How can you love your neighbour if you don’t speak to them? How can you love you neighbour if you turn your back on them? How can you love your neighbour if you close the door to them? How can you love your neighbour if shout abuse at them? You can’t be a neighbour if you don’t associate with people.
21 And he has given us this command: anyone who loves God must also love their brother and sister.


I said earlier that I have been sickened by the events of this last week. I have been sickened because of the violence associated with hatred that we have seen in Orlando and Batley.

Dr Martin Luther King said this:

The ultimate weakness of violence is that it is a descending spiral,
begetting the very thing it seeks to destroy.
Instead of diminishing evil, it multiplies it.
Through violence you may murder the liar,
but you cannot murder the lie, nor establish the truth.
Through violence you may murder the hater,
but you do not murder hate.
In fact, violence merely increases hate.
So it goes.
Returning violence for violence multiplies violence,
adding deeper darkness to a night already devoid of stars.
Darkness cannot drive out darkness:
only light can do that.
Hate cannot drive out hate: only love can do that.



19 We love because he first loved us. 20 Whoever claims to love God yet hates a brother or sister is a liar.
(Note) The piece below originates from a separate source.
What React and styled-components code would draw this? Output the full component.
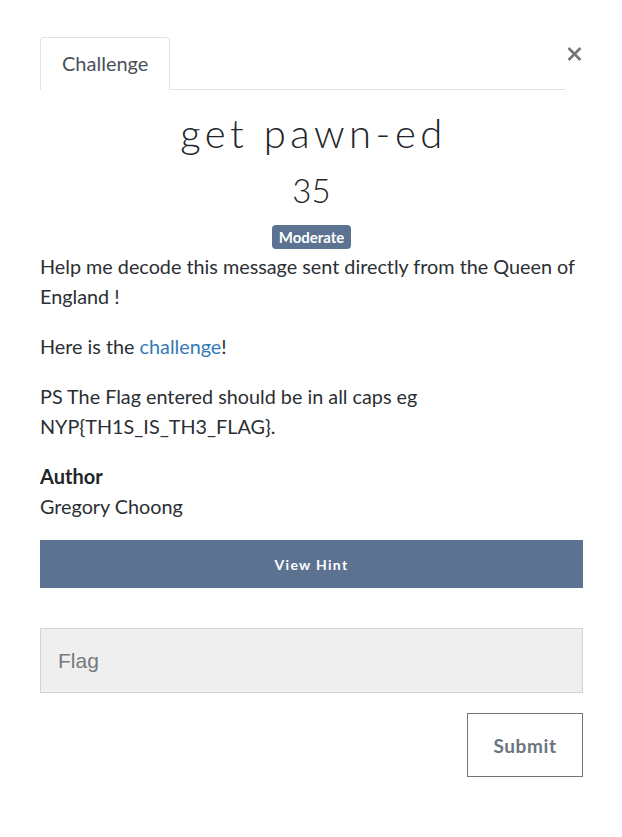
import React from 'react';
import styled, { createGlobalStyle } from 'styled-components';

const GlobalStyle = createGlobalStyle`
  html, body { margin: 0; padding: 0; background: #fff; }
  body { font-family: Lato, "Open Sans", sans-serif; color: #212529; }
  * { box-sizing: border-box; }
`;

const Modal = styled.div`
  width: 622px;
  padding: 37px 39px 40px 40px;
  display: flex;
  flex-direction: column;
`;

const Header = styled.div`
  display: flex;
  align-items: flex-start;
`;

const Tabs = styled.ul`
  flex: 1;
  display: flex;
  margin: 0;
  padding: 0;
  list-style: none;
  border-bottom: 1px solid #dee2e6;
`;

const Tab = styled.li`
  margin-bottom: -1px;
  padding: 10px 21px 11px;
  border: 1px solid #dee2e6;
  border-bottom-color: #fff;
  border-radius: 4px 4px 0 0;
  background: #fff;
  font-size: 20px;
  line-height: 30px;
  color: #495057;
`;

const Close = styled.button`
  width: 18px;
  height: 18px;
  margin-top: 8px;
  padding: 0;
  border: 0;
  background: none;
  display: flex;
  align-items: center;
  justify-content: center;
  color: #777;
`;

const Title = styled.h1`
  margin: 19px 0 0;
  padding-left: 4px;
  text-align: center;
  font-size: 40px;
  font-weight: 300;
  line-height: 48px;
  letter-spacing: 4.5px;
  color: #212529;
`;

const Value = styled.div`
  margin-top: 13px;
  text-align: center;
  font-size: 33px;
  font-weight: 300;
  line-height: 40px;
  color: #212529;
`;

const BadgeRow = styled.div`
  display: flex;
  justify-content: center;
  margin-top: 15px;
  margin-bottom: 2px;
`;

const Badge = styled.span`
  display: inline-block;
  height: 24px;
  padding: 0 7px;
  border-radius: 4px;
  background: #5b7290;
  color: #fff;
  font-size: 15px;
  font-weight: 700;
  line-height: 24px;
`;

const Text = styled.p`
  margin: 0 0 20px;
  font-size: 19.8px;
  line-height: 30px;
  color: #2b2f33;
`;

const Link = styled.a`
  color: #337ab7;
  text-decoration: none;
`;

const AuthorHeading = styled.h5`
  margin: 0;
  font-size: 20px;
  font-weight: 700;
  line-height: 30px;
  color: #212529;
`;

const HintButton = styled.button`
  width: 100%;
  height: 48px;
  margin-top: -1px;
  border: 0;
  background: #5b7290;
  color: #fff;
  font-family: Lato, sans-serif;
  font-size: 14px;
  font-weight: 700;
  letter-spacing: 1.3px;
`;

const FlagInput = styled.input`
  margin-top: 40px;
  width: 100%;
  height: 65px;
  padding: 0 17px;
  border: 1px solid #ced4da;
  background: #efefef;
  font-family: "Liberation Sans", Arial, sans-serif;
  font-size: 21px;
  color: #495057;
  outline: none;
  &::placeholder { color: #737a80; }
`;

const SubmitRow = styled.div`
  display: flex;
  justify-content: flex-end;
  margin-top: 20px;
`;

const SubmitButton = styled.button`
  width: 116px;
  height: 64px;
  border: 1px solid #6c757d;
  background: #fff;
  color: #6c757d;
  font-family: Lato, sans-serif;
  font-size: 19px;
  font-weight: 700;
  letter-spacing: 0.6px;
`;

export default function App() {
  return (
    <>
      <GlobalStyle />
      <Modal>
        <Header>
          <Tabs>
            <Tab>Challenge</Tab>
          </Tabs>
          <Close aria-label="Close">
            <svg width="15" height="14" viewBox="0 0 15 14">
              <path d="M1.5 1 L13.5 13 M13.5 1 L1.5 13" stroke="currentColor" strokeWidth="2.6" strokeLinecap="butt" />
            </svg>
          </Close>
        </Header>
        <Title>get pawn-ed</Title>
        <Value>35</Value>
        <BadgeRow>
          <Badge>Moderate</Badge>
        </BadgeRow>
        <Text>Help me decode this message sent directly from the Queen of England !</Text>
        <Text>Here is the <Link href="#">challenge</Link>!</Text>
        <Text>PS The Flag entered should be in all caps eg NYP{'{'}TH1S_IS_TH3_FLAG{'}'}.</Text>
        <AuthorHeading>Author</AuthorHeading>
        <Text>Gregory Choong</Text>
        <HintButton>View Hint</HintButton>
        <FlagInput placeholder="Flag" />
        <SubmitRow>
          <SubmitButton>Submit</SubmitButton>
        </SubmitRow>
      </Modal>
    </>
  );
}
For whoever does not love their brother and sister, whom they have seen, cannot love God, whom they have not seen. 21 And he has given us this command: anyone who loves God must also love their brother and sister. 1 John 4: 19 - 21

As you vote in the Referendum on Thursday remember those words. 21 And he has given us this command: anyone who loves God must also love their brother and sister.
And as you vote think "Who is my neighbour?"